**What you should do**.
Sort through the entries below and pull out lines containing the word "components".

**Input**.
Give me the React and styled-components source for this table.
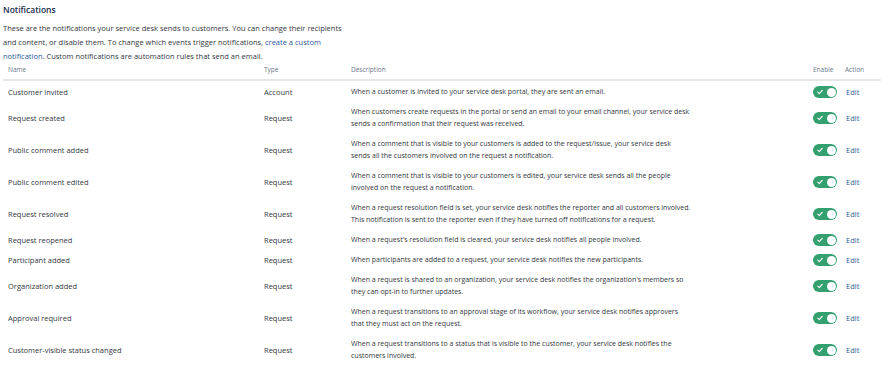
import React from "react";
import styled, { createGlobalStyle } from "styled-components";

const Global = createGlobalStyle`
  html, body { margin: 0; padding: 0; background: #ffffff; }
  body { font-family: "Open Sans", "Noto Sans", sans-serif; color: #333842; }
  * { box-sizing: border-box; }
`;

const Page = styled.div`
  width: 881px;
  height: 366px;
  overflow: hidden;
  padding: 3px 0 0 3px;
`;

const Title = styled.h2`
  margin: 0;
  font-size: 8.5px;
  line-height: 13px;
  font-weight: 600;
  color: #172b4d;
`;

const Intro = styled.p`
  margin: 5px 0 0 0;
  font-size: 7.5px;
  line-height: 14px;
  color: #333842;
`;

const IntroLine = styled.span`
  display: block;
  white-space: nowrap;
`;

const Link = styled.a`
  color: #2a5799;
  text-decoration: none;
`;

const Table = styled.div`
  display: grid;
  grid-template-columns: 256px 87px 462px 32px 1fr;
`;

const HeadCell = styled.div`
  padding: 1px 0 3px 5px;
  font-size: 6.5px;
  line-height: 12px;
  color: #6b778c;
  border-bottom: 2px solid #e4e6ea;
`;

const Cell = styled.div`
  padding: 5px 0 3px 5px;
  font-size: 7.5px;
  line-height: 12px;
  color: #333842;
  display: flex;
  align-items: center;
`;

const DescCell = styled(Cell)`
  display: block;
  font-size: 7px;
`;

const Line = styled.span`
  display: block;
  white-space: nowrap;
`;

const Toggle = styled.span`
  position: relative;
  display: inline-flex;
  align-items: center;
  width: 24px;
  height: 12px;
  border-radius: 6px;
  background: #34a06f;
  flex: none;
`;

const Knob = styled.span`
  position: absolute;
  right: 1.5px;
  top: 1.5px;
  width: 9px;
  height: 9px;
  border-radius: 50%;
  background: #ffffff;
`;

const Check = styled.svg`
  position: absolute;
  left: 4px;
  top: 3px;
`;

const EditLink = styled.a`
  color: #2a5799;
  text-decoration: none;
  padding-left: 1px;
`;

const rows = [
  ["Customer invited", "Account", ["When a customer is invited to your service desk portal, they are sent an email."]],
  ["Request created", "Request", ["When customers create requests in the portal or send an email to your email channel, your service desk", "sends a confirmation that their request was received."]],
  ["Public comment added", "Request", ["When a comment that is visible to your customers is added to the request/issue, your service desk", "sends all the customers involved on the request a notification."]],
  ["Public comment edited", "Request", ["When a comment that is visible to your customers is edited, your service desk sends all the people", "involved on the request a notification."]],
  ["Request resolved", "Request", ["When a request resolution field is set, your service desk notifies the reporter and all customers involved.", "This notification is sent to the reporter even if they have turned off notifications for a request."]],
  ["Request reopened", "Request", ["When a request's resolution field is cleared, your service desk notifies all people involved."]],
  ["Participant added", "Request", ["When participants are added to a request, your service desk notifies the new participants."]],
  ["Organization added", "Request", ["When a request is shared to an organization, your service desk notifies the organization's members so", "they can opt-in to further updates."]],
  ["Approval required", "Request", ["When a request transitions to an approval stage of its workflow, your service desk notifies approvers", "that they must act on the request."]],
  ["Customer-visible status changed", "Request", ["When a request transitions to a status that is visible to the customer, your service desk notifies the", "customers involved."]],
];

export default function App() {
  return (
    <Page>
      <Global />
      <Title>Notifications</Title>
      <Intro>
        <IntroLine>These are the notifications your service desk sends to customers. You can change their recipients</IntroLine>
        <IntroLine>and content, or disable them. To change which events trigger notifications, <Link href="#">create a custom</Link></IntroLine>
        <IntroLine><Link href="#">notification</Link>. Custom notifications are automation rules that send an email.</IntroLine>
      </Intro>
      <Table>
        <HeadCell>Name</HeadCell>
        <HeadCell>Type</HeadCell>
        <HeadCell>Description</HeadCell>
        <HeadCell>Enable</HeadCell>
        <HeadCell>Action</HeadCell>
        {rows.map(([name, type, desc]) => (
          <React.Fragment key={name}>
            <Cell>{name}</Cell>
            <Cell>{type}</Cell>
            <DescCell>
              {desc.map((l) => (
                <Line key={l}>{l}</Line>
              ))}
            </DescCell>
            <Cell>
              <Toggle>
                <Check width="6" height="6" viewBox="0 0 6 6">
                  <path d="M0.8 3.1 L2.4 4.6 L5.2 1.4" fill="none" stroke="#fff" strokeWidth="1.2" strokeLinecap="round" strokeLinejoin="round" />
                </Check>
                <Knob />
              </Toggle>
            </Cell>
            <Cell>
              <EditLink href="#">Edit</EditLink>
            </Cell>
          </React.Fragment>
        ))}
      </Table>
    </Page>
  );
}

---

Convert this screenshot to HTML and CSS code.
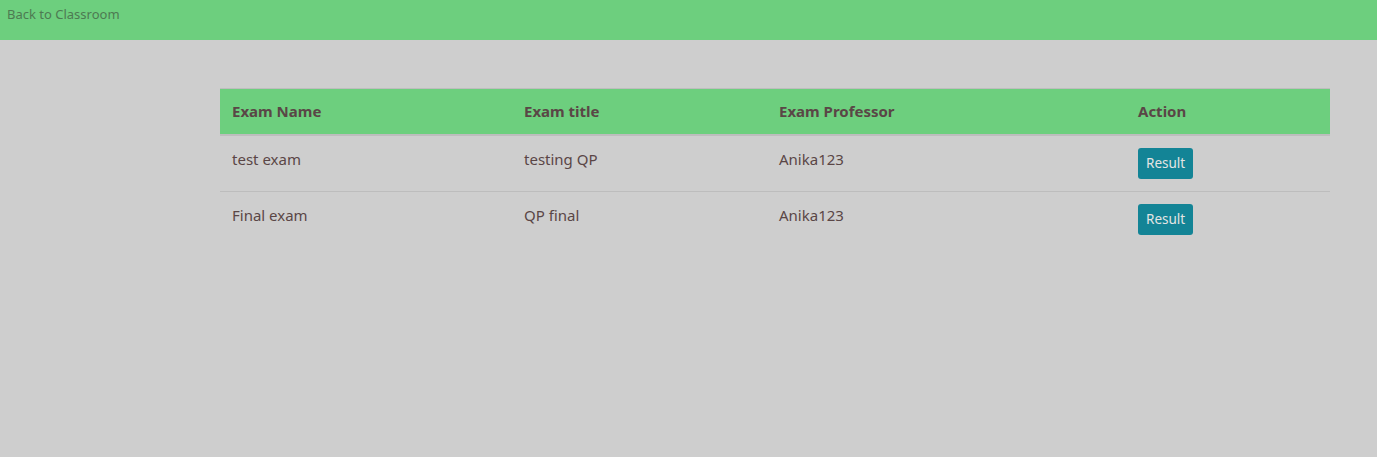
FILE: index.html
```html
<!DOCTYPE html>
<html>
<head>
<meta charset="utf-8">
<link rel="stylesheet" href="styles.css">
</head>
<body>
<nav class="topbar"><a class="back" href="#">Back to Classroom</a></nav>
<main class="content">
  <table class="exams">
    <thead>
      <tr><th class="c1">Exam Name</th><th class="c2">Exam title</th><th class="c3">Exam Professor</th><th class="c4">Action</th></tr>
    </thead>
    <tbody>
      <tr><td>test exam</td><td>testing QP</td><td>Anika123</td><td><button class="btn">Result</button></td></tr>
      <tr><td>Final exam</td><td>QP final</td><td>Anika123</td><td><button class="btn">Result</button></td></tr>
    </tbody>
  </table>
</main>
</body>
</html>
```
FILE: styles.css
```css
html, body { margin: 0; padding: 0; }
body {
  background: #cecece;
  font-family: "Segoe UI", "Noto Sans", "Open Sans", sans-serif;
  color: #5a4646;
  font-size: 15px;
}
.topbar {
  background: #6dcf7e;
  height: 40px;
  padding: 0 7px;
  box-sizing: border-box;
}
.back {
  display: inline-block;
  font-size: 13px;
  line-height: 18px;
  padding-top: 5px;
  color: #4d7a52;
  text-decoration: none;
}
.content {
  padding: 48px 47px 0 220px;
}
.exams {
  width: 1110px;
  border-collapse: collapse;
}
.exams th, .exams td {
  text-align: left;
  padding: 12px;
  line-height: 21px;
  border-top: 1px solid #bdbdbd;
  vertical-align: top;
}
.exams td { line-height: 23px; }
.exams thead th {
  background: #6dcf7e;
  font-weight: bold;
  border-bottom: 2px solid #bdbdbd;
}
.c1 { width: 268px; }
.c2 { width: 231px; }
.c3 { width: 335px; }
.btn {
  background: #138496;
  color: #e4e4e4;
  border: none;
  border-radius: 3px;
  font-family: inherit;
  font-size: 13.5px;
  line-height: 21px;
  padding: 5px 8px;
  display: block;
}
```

---

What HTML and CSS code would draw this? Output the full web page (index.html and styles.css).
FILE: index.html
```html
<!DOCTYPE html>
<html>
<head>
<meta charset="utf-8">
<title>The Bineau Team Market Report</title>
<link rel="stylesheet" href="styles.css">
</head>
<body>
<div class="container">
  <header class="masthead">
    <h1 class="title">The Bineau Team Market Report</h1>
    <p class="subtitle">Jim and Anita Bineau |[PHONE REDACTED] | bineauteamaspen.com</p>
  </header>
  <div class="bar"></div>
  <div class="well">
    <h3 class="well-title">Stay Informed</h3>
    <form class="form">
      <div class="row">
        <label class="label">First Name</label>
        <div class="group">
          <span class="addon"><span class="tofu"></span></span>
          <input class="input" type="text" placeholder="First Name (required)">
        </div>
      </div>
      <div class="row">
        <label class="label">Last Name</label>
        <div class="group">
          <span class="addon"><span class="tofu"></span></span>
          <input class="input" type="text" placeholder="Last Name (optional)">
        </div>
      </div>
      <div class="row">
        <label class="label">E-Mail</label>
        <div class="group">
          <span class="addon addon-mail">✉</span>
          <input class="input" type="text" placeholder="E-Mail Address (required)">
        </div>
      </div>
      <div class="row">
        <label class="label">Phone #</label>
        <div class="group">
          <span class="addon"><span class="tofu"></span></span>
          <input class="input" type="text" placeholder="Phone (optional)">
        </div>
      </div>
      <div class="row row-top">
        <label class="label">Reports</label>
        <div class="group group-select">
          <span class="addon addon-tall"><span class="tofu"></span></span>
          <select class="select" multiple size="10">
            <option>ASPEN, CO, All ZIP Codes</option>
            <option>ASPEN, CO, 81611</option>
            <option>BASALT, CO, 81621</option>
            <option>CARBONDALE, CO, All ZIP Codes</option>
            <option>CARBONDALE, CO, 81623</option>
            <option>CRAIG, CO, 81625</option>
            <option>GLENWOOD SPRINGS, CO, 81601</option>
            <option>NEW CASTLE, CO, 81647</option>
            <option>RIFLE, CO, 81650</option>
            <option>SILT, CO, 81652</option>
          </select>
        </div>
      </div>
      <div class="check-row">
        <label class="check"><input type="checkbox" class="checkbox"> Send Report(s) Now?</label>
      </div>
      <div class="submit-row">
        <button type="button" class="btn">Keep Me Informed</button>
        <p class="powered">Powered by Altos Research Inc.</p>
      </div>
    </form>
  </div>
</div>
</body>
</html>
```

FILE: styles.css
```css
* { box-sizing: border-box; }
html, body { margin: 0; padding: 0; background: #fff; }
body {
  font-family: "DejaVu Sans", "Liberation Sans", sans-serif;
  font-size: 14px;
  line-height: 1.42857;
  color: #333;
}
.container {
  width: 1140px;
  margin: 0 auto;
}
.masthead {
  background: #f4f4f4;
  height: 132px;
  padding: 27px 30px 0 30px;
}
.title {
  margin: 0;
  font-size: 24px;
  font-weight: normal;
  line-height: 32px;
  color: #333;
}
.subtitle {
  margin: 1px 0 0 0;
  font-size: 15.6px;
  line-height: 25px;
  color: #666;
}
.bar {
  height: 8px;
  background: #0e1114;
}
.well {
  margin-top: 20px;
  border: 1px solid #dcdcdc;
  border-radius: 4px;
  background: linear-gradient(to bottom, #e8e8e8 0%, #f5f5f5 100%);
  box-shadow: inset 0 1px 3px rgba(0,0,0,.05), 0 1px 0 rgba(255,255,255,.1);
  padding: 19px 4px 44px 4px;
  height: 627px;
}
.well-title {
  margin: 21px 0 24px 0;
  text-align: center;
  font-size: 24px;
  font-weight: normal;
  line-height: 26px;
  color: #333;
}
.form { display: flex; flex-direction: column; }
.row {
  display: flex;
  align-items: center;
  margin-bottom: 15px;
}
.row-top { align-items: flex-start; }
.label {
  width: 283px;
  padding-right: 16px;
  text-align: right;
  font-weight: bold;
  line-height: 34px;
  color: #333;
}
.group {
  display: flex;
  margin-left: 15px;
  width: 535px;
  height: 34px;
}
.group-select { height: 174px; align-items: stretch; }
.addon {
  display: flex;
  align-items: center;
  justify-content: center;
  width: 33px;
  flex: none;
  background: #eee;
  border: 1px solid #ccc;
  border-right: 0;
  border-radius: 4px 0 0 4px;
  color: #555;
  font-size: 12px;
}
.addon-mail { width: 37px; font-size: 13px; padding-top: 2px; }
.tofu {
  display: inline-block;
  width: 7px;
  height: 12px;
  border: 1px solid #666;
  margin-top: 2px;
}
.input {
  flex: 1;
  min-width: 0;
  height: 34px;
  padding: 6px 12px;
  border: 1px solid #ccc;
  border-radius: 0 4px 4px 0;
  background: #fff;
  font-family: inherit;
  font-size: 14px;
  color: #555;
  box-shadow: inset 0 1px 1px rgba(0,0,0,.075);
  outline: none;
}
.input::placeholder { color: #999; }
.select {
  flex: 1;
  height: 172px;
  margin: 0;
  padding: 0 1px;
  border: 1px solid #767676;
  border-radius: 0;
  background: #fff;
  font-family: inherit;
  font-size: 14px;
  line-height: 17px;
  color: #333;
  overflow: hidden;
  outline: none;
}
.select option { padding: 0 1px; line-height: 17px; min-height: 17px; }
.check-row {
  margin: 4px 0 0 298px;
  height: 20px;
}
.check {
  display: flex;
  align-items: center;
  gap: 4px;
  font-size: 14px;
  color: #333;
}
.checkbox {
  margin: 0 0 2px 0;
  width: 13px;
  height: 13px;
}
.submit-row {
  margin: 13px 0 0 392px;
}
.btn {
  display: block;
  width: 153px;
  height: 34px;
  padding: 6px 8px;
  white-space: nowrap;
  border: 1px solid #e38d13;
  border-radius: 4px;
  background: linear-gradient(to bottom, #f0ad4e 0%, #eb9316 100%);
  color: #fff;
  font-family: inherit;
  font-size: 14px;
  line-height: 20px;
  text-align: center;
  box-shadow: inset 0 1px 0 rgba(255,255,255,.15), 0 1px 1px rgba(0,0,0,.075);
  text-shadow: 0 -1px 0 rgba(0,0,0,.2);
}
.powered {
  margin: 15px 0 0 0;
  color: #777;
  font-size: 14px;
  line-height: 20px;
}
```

**Correct result**.
Give me the React and styled-components source for this table.
import styled, { createGlobalStyle } from "styled-components";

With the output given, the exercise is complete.